Em 2 de janeiro de 1931, a autora britânica destacou em seu diário (ela teve muitos, mais tarde transformados em livro) as resoluções de Ano-Novo. 

Além de estabelecer como prioridade o autocuidado (tão falado hoje em dia), ela decidiu que não se irritaria mais com nada, "pela garantia de que nada vale a irritação" (no texto original, há aqui uma pequena referência à funcionária Nelly, fiel escudeira que cuidava da casa da escritora...).

Ao final, arrematou:

"Às vezes ler, às vezes não ler. Sair, sim — mas ficar em casa apesar de ser convidada. Quanto a roupas, comprar boas.”

Impossível não se identificar. 

Ao mesmo tempo, chega a ser desconcertante pensar que metas pessoais registradas nove décadas atrás possam soar tão atuais e ainda fazer sentido em pleno século 21. A inteligência artificial já está moldando nossas vidas, mas os desejos de uma inglesa nascida em 1882 são parecidos com os meus (talvez até com os seus, ao menos em parte).

Virginia, é claro, não era um tipo comum. Tinha autonomia e independência financeira e se orgulhava disso. Costumava dizer que “uma mulher precisa ter dinheiro e um quarto só seu se quiser escrever ficção”. Ela tinha. E também tinha coragem. Desafiava julgamentos morais e cultuava as liberdades (intelectuais, sexuais, femininas).

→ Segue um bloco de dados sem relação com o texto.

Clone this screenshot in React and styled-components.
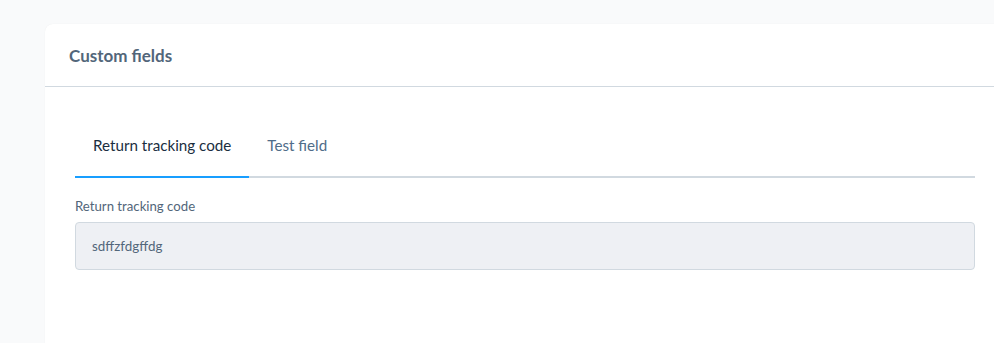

Não por menos, foi uma das precursoras do feminismo, no sentido de apontar as condições desiguais entre os gêneros e as injustiças da época. Sua voz de vanguarda atravessou o tempo e, mesmo 83 anos após sua morte, cá está. É possível que um card com uma das frases dela tenha aparecido nos stories para você.

Virginia tinha razão. 

O melhor talvez seja nem mesmo ter resoluções (“para não ser amarrada a elas”, escreveu a autora), mas, na era em que vivemos, não fará mal olhar mais para dentro em 2025. 

É isso: olhar para si e para os seus mais do que para as redes sociais e suas vidas perfeitas, onde a grama é mais verde provavelmente por ser fake (li isso em algum lugar e achei genial). 

Que neste novo ano a gente se dê uma trégua.  

Às vezes ler, às vezes não ler. Sair, sim — mas ficar em casa apesar de ser convidada. Quanto a roupas, comprar boas. De preferência, de marcas locais.

Na íntegra

O que a escritora britânica registrou  em seu diário no dia 2 de janeiro de 1931:

“Aqui estão minhas resoluções para os próximos três meses.

Não ter nenhuma. Para não ser amarrada a elas. 

Ser livre e gentil comigo mesma, e não levar isso a festas (no sentido de "causar", provocar): sentar-me em particular lendo no estúdio.

Fazer um bom trabalho em As Ondas (romance experimental que ela lançaria em 1931, explorando os fluxos de consciência dos personagens, uma inovação à época)

Parar de me irritar pela garantia de que nada vale a irritação (referindo-se à empregada doméstica Nelly)

Às vezes ler, às vezes não ler. 

Sair, sim — mas ficar em casa apesar de ser convidada.

Quanto a roupas, comprar boas.”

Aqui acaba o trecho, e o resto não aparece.